**Supplied information:**
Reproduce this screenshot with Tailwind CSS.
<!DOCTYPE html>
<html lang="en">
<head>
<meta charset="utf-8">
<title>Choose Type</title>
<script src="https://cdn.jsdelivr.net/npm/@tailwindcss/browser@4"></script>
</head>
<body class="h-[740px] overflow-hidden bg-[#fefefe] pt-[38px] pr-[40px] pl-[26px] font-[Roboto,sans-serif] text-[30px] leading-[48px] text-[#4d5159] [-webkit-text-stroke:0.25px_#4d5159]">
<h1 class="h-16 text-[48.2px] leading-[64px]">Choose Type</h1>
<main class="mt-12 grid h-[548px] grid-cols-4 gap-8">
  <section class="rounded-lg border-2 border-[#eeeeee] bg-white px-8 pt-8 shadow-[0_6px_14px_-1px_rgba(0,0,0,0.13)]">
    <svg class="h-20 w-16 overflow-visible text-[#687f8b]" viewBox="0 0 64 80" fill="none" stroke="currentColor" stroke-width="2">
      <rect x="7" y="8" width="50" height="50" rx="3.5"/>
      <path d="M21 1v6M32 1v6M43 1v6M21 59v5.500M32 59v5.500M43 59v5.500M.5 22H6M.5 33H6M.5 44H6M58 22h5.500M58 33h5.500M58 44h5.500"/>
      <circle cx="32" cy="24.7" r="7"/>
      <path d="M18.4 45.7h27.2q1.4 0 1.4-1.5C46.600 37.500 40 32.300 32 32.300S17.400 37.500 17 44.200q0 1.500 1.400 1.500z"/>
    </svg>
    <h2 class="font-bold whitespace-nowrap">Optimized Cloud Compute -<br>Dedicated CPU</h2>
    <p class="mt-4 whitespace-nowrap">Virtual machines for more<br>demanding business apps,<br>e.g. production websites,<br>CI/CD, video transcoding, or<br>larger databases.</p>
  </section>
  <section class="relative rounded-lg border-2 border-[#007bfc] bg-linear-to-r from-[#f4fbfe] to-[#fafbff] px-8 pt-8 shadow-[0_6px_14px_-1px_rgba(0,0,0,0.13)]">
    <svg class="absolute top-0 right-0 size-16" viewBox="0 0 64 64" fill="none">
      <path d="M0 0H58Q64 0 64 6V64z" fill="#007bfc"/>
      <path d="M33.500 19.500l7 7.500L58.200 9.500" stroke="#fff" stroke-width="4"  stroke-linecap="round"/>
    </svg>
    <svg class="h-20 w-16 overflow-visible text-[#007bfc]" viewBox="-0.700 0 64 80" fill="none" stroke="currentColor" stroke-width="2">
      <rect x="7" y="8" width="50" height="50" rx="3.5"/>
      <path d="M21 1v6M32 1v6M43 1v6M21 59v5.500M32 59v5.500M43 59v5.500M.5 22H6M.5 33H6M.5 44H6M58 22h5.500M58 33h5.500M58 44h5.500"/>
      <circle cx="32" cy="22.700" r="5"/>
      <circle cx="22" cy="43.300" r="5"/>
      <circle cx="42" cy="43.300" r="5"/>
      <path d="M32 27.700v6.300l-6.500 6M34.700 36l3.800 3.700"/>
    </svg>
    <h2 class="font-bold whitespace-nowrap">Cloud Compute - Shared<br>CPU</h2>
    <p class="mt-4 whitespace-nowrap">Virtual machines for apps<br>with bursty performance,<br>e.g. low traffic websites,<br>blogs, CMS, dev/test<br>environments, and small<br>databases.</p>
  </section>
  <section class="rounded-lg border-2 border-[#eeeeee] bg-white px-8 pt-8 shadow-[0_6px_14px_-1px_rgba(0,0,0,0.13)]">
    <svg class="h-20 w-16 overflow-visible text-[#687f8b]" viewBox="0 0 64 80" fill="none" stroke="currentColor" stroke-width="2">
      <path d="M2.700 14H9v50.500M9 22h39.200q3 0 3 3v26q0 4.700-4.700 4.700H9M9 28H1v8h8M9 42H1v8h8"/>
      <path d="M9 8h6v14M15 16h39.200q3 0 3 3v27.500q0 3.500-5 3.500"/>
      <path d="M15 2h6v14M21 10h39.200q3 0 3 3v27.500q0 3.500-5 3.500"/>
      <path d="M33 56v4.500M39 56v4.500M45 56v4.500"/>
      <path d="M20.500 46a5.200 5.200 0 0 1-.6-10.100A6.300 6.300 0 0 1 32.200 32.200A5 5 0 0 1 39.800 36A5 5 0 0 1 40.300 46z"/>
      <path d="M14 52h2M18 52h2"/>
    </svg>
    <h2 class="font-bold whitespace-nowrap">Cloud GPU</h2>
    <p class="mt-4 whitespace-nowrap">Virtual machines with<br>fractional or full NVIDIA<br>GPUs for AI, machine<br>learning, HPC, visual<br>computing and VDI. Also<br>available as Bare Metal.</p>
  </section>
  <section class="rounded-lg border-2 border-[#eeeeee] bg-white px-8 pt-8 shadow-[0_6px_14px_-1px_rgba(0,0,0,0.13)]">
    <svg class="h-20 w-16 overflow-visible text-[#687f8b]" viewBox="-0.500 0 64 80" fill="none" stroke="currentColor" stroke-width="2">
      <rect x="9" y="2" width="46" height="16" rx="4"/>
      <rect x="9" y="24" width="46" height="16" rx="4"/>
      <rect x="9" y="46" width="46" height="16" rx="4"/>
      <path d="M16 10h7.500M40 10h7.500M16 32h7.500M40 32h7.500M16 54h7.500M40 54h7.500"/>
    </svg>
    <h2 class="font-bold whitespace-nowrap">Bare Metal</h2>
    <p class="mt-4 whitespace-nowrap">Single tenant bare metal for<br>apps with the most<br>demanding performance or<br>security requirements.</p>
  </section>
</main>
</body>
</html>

**Exercise instructions:** Copy, from the material above, each line in which the string "with" occurs.

**Response below:**
Reproduce this screenshot with Tailwind CSS.
    <p class="mt-4 whitespace-nowrap">Virtual machines for apps<br>with bursty performance,<br>e.g. low traffic websites,<br>blogs, CMS, dev/test<br>environments, and small<br>databases.</p>
    <p class="mt-4 whitespace-nowrap">Virtual machines with<br>fractional or full NVIDIA<br>GPUs for AI, machine<br>learning, HPC, visual<br>computing and VDI. Also<br>available as Bare Metal.</p>
    <p class="mt-4 whitespace-nowrap">Single tenant bare metal for<br>apps with the most<br>demanding performance or<br>security requirements.</p>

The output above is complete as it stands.